▶ [Short exercise]
Begin with the line that contains "Reproduce this screenshot" and end with the line that contains "import React from", transcribing exactly each line in that stretch and no other.

▶ [Supplied records]
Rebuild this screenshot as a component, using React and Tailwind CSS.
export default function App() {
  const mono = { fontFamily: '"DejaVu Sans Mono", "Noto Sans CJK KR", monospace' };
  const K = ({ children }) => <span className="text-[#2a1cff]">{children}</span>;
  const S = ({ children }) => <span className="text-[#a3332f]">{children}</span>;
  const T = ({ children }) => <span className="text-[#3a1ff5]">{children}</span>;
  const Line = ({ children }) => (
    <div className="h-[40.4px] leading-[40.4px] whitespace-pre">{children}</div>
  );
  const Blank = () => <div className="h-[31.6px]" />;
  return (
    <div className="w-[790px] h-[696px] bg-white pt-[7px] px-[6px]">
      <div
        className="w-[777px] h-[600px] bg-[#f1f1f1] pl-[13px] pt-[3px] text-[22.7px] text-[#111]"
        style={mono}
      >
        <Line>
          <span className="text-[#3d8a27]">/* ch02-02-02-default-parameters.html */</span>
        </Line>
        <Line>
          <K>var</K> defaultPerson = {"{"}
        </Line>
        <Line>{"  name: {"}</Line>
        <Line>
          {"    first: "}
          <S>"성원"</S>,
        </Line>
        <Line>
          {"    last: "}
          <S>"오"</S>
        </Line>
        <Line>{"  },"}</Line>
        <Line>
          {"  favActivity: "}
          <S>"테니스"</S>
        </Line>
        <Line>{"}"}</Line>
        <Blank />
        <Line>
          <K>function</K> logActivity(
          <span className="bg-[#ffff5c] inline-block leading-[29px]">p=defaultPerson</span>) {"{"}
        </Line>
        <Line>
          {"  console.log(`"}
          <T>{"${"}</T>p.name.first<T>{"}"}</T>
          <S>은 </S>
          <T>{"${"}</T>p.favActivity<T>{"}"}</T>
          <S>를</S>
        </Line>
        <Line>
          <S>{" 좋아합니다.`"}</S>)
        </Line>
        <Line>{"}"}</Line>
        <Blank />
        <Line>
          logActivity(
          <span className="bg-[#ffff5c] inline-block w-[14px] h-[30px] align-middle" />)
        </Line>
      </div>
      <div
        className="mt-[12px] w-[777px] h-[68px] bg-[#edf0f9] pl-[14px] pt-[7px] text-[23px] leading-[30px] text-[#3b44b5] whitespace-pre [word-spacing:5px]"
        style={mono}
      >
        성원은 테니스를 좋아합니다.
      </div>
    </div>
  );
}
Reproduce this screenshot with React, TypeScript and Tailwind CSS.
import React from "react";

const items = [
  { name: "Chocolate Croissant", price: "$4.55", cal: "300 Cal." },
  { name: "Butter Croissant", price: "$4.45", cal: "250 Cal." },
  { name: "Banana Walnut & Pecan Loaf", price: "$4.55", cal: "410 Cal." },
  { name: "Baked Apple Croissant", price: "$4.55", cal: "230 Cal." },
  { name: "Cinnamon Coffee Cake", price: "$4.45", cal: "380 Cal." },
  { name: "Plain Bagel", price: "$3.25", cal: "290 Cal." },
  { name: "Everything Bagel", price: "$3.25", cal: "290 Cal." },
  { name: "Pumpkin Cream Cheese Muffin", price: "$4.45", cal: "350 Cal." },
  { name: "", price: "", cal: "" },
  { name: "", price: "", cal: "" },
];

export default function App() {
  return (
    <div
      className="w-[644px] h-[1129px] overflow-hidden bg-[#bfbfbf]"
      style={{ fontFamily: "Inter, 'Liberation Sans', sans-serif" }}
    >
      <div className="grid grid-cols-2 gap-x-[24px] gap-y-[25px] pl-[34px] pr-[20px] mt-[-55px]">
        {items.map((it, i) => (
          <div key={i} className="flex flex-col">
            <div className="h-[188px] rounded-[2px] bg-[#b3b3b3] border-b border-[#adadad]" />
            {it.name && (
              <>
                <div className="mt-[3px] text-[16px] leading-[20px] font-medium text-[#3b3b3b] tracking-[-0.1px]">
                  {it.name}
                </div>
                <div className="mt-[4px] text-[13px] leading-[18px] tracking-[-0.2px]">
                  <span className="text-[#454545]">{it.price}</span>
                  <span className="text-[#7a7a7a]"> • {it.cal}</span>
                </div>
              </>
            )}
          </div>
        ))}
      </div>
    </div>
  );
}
---
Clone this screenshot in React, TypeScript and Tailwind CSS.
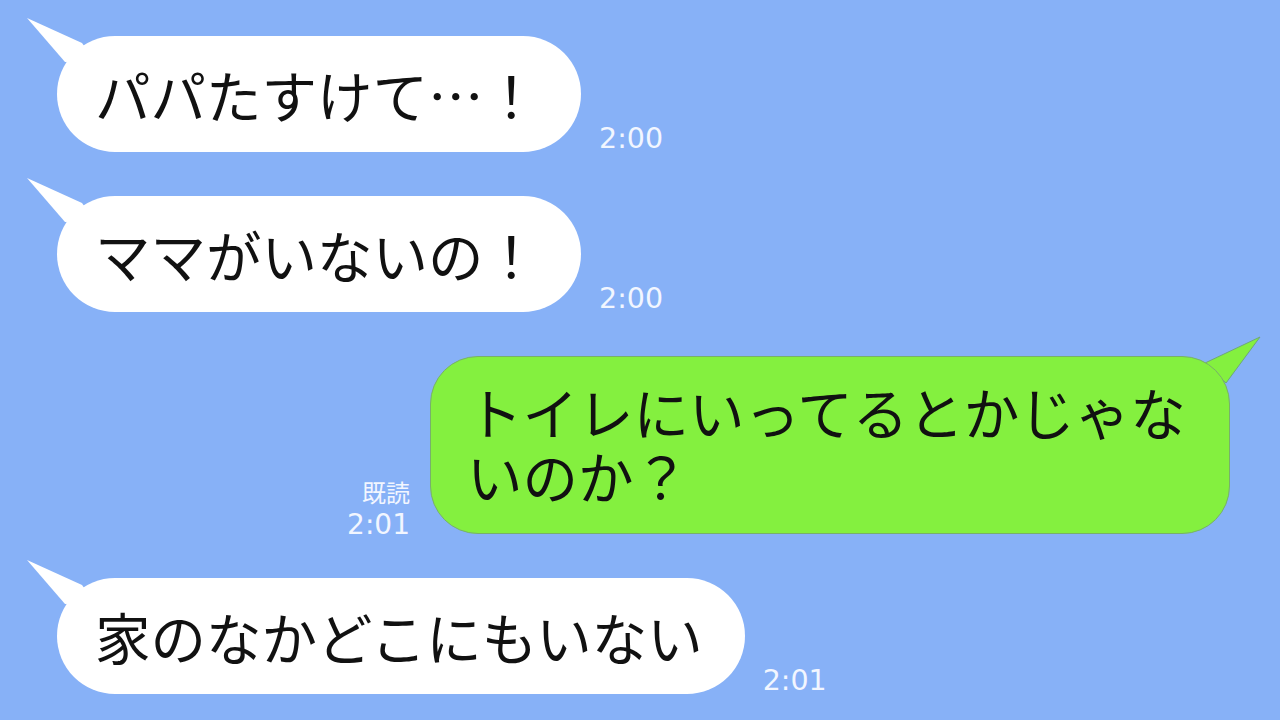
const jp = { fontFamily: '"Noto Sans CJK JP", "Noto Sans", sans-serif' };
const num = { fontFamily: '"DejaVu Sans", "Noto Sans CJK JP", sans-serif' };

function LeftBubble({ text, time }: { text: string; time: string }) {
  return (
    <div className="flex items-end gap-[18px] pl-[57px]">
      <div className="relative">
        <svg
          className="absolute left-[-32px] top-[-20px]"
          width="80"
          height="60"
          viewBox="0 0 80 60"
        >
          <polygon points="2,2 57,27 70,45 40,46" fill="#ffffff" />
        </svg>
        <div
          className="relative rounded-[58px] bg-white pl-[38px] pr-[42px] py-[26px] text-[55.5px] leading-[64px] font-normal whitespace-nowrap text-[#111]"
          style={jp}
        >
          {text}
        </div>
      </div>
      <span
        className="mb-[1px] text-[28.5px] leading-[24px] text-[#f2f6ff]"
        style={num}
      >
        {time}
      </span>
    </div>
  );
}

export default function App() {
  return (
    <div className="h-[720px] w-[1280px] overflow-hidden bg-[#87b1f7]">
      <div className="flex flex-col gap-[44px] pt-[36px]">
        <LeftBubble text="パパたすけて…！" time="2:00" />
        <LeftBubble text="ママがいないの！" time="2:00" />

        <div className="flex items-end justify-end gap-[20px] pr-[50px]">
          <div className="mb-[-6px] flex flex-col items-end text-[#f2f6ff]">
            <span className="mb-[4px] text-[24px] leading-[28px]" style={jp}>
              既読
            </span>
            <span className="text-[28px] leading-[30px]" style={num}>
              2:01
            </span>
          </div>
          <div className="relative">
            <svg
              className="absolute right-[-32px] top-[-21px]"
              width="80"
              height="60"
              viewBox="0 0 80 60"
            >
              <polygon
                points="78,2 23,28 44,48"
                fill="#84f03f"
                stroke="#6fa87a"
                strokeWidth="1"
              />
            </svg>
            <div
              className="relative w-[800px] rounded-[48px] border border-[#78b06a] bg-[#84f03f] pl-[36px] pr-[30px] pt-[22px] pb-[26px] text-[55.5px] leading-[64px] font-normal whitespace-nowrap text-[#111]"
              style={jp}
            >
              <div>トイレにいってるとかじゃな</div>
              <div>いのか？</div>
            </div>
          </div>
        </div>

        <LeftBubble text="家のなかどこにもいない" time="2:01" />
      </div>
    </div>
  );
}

▶ [Result]
Reproduce this screenshot with React, TypeScript and Tailwind CSS.
import React from "react";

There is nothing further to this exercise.